2. Using Projected Rent to Qualify
One of the most "Alpha" secrets of the VA multifamily loan is how you qualify for the mortgage. If you are buying a triplex, the lender can often use 75% of the projected rental income from the other two units to offset your debt-to-income (DTI) ratio.
This means you can often qualify for a much more expensive, higher-quality asset than you could if you were just buying a single-family home. For an NCO or Officer at Fort Sam Houston or Randolph, this turns a "starter home" budget into a "revenue-generating asset" budget.

3. The "Seller-Paid" Closing Cost Secret
In the balanced 2026 market, sellers of multifamily properties are often tired landlords looking for an exit.
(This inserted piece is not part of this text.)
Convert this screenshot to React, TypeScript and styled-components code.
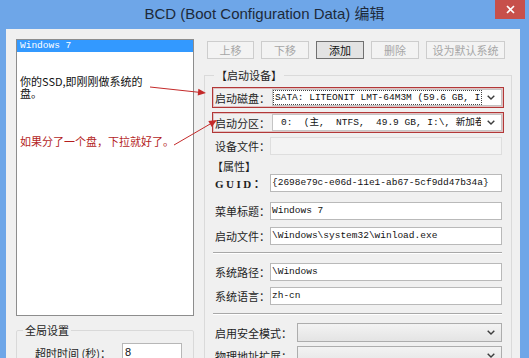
import React from 'react'
import styled, { createGlobalStyle } from 'styled-components'

const GlobalStyle = createGlobalStyle`
  html, body {
    margin: 0;
    padding: 0;
    background: #6ea6e8;
  }
  * {
    box-sizing: border-box;
  }
`

const CJK = `"Noto Sans CJK SC", sans-serif`
const MONO = `"Liberation Mono", "Noto Sans CJK SC", monospace`

export default function App() {
  return (
    <>
      <GlobalStyle />
      <Window>
        <TitleBar>
          <Title>BCD (Boot Configuration Data) 编辑</Title>
          <CloseButton aria-label="关闭">
            <svg width="9" height="9" viewBox="0 0 9 9">
              <path d="M1 1 L8 8 M8 1 L1 8" stroke="#fff" strokeWidth="1.6" />
            </svg>
          </CloseButton>
        </TitleBar>

        <Frame>
          <Body>
            <LeftColumn>
              <ListBox>
                <ListItem>Windows 7</ListItem>
                <Note $mt={24}>
                  你的SSD,即刚刚做系统的
                  <br />
                  盘。
                </Note>
                <Note $mt={37} $red>如果分了一个盘，下拉就好了。</Note>
              </ListBox>

              <GroupBox>
                <GroupLegend>全局设置</GroupLegend>
                <TimeoutRow>
                  <Label $w={87}>超时时间 (秒)：</Label>
                  <SmallInput>8</SmallInput>
                </TimeoutRow>
              </GroupBox>
            </LeftColumn>

            <RightColumn>
              <Toolbar>
                <Button $w={47} disabled>上移</Button>
                <Button $w={48} disabled>下移</Button>
                <Button $w={48} $primary>添加</Button>
                <Button $w={48} disabled>删除</Button>
                <Button $w={79} disabled>设为默认系统</Button>
              </Toolbar>

              <MainGroup>
                <MainLegend>【启动设备】</MainLegend>

                <MarkedRow>
                  <Label $w={57}>启动磁盘：</Label>
                  <Combo>
                    <ComboValue $focused>SATA: LITEONIT LMT-64M3M (59.6 GB, I:\</ComboValue>
                    <Chevron />
                  </Combo>
                </MarkedRow>

                <MarkedRow $mt={4}>
                  <Label $w={57}>启动分区：</Label>
                  <Combo>
                    <ComboValue $indent={7}>0:  (主,  NTFS,  49.9 GB, I:\, 新加卷</ComboValue>
                    <Chevron />
                  </Combo>
                </MarkedRow>

                <FieldRow $mt={3}>
                  <Label $w={55}>设备文件：</Label>
                  <TextBox $readOnly />
                </FieldRow>

                <SectionTitle>【属性】</SectionTitle>

                <FieldRow>
                  <GuidLabel>GUID：</GuidLabel>
                  <TextBox>{'{2698e79c-e06d-11e1-ab67-5cf9dd47b34a}'}</TextBox>
                </FieldRow>

                <FieldRow $mt={9}>
                  <Label $w={55}>菜单标题：</Label>
                  <TextBox>Windows 7</TextBox>
                </FieldRow>

                <FieldRow $mt={6}>
                  <Label $w={55}>启动文件：</Label>
                  <TextBox>\Windows\system32\winload.exe</TextBox>
                </FieldRow>

                <Separator $mt={7} />

                <FieldRow $mt={8}>
                  <Label $w={55}>系统路径：</Label>
                  <TextBox>\Windows</TextBox>
                </FieldRow>

                <FieldRow $mt={5}>
                  <Label $w={55}>系统语言：</Label>
                  <TextBox>zh-cn</TextBox>
                </FieldRow>

                <Separator $mt={8} />

                <FieldRow $mt={8}>
                  <Label $w={82}>启用安全模式：</Label>
                  <Combo $flat>
                    <ComboValue />
                    <Chevron />
                  </Combo>
                </FieldRow>

                <FieldRow $mt={4}>
                  <Label $w={82}>物理地址扩展：</Label>
                  <Combo $flat>
                    <ComboValue />
                    <Chevron />
                  </Combo>
                </FieldRow>
              </MainGroup>
            </RightColumn>
          </Body>
        </Frame>

        <Annotations width="529" height="358" viewBox="0 0 529 358">
          <line x1="150" y1="87" x2="199" y2="92.3" stroke="#c42a2a" strokeWidth="1" />
          <polygon points="206,93 197.7,95.6 198.4,88.7" fill="#c42a2a" />
          <line x1="174" y1="145" x2="211" y2="123.5" stroke="#c42a2a" strokeWidth="1" />
          <polygon points="217,120 211.8,127 208.3,121" fill="#c42a2a" />
        </Annotations>
      </Window>
    </>
  )
}

function Chevron() {
  return (
    <ChevronIcon width="8" height="5" viewBox="0 0 8 5">
      <polyline points="0.7,0.7 4,4 7.3,0.7" fill="none" stroke="#3c3c3c" strokeWidth="1.4" />
    </ChevronIcon>
  )
}

const Window = styled.div`
  position: relative;
  width: 529px;
  height: 358px;
  overflow: hidden;
  display: flex;
  flex-direction: column;
  background: #6ea6e8;
  font-family: ${CJK};
`

const TitleBar = styled.div`
  flex: none;
  height: 29px;
  display: grid;
  grid-template-columns: 1fr auto 1fr;
`

const Title = styled.div`
  grid-column: 2;
  font-family: "Liberation Sans", "Noto Sans CJK SC", sans-serif;
  font-size: 15px;
  line-height: 27px;
  color: #1d2a3a;
  white-space: nowrap;
`

const CloseButton = styled.div`
  grid-column: 3;
  justify-self: end;
  align-self: start;
  display: flex;
  align-items: center;
  justify-content: center;
  width: 30px;
  height: 19px;
  margin-right: 4px;
  background: #c7504b;
`

const Frame = styled.div`
  flex: 1;
  min-height: 0;
  display: flex;
  padding: 0 9px 0 6px;
`

const Body = styled.div`
  flex: 1;
  min-height: 0;
  display: flex;
  padding: 10px 8px 0 10px;
  background: #f0f0f0;
  overflow: hidden;
`

const LeftColumn = styled.div`
  flex: none;
  width: 178px;
  display: flex;
  flex-direction: column;
`

const ListBox = styled.div`
  flex: none;
  height: 277px;
  border: 1px solid #8d8d8d;
  background: #fff;
`

const ListItem = styled.div`
  height: 12px;
  padding-left: 3px;
  background: #3399ff;
  color: #fff;
  font: 9.5px/12px ${MONO};
`

const Note = styled.p<{ $mt: number; $red?: boolean }>`
  margin: ${p => p.$mt}px 0 0;
  padding-left: 3px;
  font-size: 11px;
  line-height: 11.5px;
  color: ${p => (p.$red ? '#b41e1e' : '#111')};
  white-space: nowrap;
`

const GroupBox = styled.fieldset`
  margin: 7px 0 0;
  padding: 0;
  min-width: 0;
  border: 1px solid #d9d9d9;
  border-radius: 2px;
`

const GroupLegend = styled.legend`
  margin-left: 6px;
  padding: 0 2px;
  font-size: 11px;
  line-height: 14px;
  color: #1e1e1e;
`

const TimeoutRow = styled.div`
  display: flex;
  align-items: center;
  height: 19px;
  margin-top: 6px;
  padding-left: 18px;
`

const SmallInput = styled.div`
  width: 60px;
  height: 19px;
  padding-left: 2px;
  border: 1px solid #b7b7b7;
  background: #fff;
  font: 11px/17px "Liberation Sans", sans-serif;
  color: #111;
`

const RightColumn = styled.div`
  flex: none;
  width: 308px;
  margin-left: 10px;
  display: flex;
  flex-direction: column;
`

const Toolbar = styled.div`
  display: flex;
  gap: 7px;
  margin-top: 2px;
  padding-left: 3px;
`

const Button = styled.button<{ $w: number; $primary?: boolean }>`
  width: ${p => p.$w}px;
  height: 18px;
  padding: 0;
  border: 1px solid ${p => (p.$primary ? '#707070' : '#cdcdcd')};
  background: ${p => (p.$primary ? '#e3e3e3' : '#f3f3f3')};
  color: ${p => (p.$primary ? '#111' : '#a6a6a6')};
  font-family: ${CJK};
  font-size: 11px;
  line-height: 16px;
`

const MainGroup = styled.fieldset`
  margin: 9px 0 0;
  padding: 5px 7px 0 7px;
  min-width: 0;
  border: 1px solid #dadada;
`

const MainLegend = styled.legend`
  margin-left: 2px;
  padding: 0 2px;
  font-size: 11px;
  line-height: 14px;
  color: #1e1e1e;
`

const FieldRow = styled.div<{ $mt?: number }>`
  display: flex;
  align-items: center;
  height: 19px;
  margin-top: ${p => p.$mt ?? 0}px;
  padding: 0 2px 0 3px;
`

const MarkedRow = styled(FieldRow)`
  height: 21px;
  padding: 0 1px 0 2px;
  border: 1px solid #b23737;
  box-shadow: inset 0 0 0 1px rgba(178, 55, 55, 0.25);
`

const Label = styled.span<{ $w: number }>`
  flex: none;
  width: ${p => p.$w}px;
  font-size: 11px;
  color: #1e1e1e;
  white-space: nowrap;
`

const GuidLabel = styled.span`
  flex: none;
  width: 55px;
  font-family: "Liberation Serif", "Noto Sans CJK SC", serif;
  font-weight: bold;
  font-size: 11px;
  letter-spacing: 2.5px;
  color: #1e1e1e;
  white-space: nowrap;
  overflow: hidden;
`

const TextBox = styled.div<{ $readOnly?: boolean }>`
  flex: 1;
  min-width: 0;
  height: 18px;
  padding-left: 1px;
  border: 1px solid ${p => (p.$readOnly ? '#dedede' : '#b9b9b9')};
  background: ${p => (p.$readOnly ? '#f3f3f3' : '#fff')};
  color: #111;
  font: 9.5px/16px ${MONO};
  white-space: pre;
  overflow: hidden;
`

const Combo = styled.div<{ $flat?: boolean }>`
  flex: 1;
  min-width: 0;
  display: flex;
  align-items: center;
  height: ${p => (p.$flat ? 19 : 17)}px;
  padding: 1px 6px 1px 1px;
  border: 1px solid ${p => (p.$flat ? '#adadad' : '#c4c4c4')};
  background: ${p => (p.$flat ? 'linear-gradient(#f3f3f3, #e4e4e4)' : '#fff')};
`

const ComboValue = styled.span<{ $focused?: boolean; $indent?: number }>`
  flex: 1;
  min-width: 0;
  height: 13px;
  margin-right: 6px;
  padding-left: ${p => p.$indent ?? 1}px;
  outline: ${p => (p.$focused ? '1px dotted #444' : 'none')};
  color: #111;
  font: 9.5px/13px ${MONO};
  white-space: pre;
  overflow: hidden;
`

const ChevronIcon = styled.svg`
  flex: none;
`

const SectionTitle = styled.div`
  height: 13px;
  margin-top: 5px;
  font-size: 11px;
  line-height: 13px;
  color: #1e1e1e;
`

const Separator = styled.hr<{ $mt: number }>`
  height: 0;
  margin: ${p => p.$mt}px 2px 0 1px;
  border: 0;
  border-top: 1px solid #a8a8a8;
  border-bottom: 1px solid #fff;
`

const Annotations = styled.svg`
  position: absolute;
  top: 0;
  left: 0;
  pointer-events: none;
`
Unlike the frenzy of 2021, these sellers are now open to negotiations.
The VA allows sellers to pay up to 4% of the purchase price toward your "concessions." This can include:
  • Prepaid taxes and insurance.
  • Your VA Funding Fee.
  • The actual closing costs (title fees, lender fees).
  • Even paying off a credit card or a car loan to help you qualify.
When we structure your offer correctly, it is entirely possible to walk away from the closing table with your earnest money refunded to you, meaning you literally bought a small apartment building for a net cost of zero.

4. Submarket Selection: Where the 2026 Numbers Work
To make this work, you need a submarket with high "Rentability." In San Antonio, I focus my multifamily investors on three specific areas:
  • The Eastside Corridor: With the expansion of the UTSA Downtown Campus and the new sports district developments, value-add fourplexes here are goldmines.
  • Schertz/Cibolo: Perfect for duplexes. You occupy one side, and another military family (using their BAH) pays your mortgage on the other.
  • Alamo Ranch/Westside: The home of newer "Build-to-Rent" fourplexes. These are lower maintenance and attract high-quality, long-term tenants.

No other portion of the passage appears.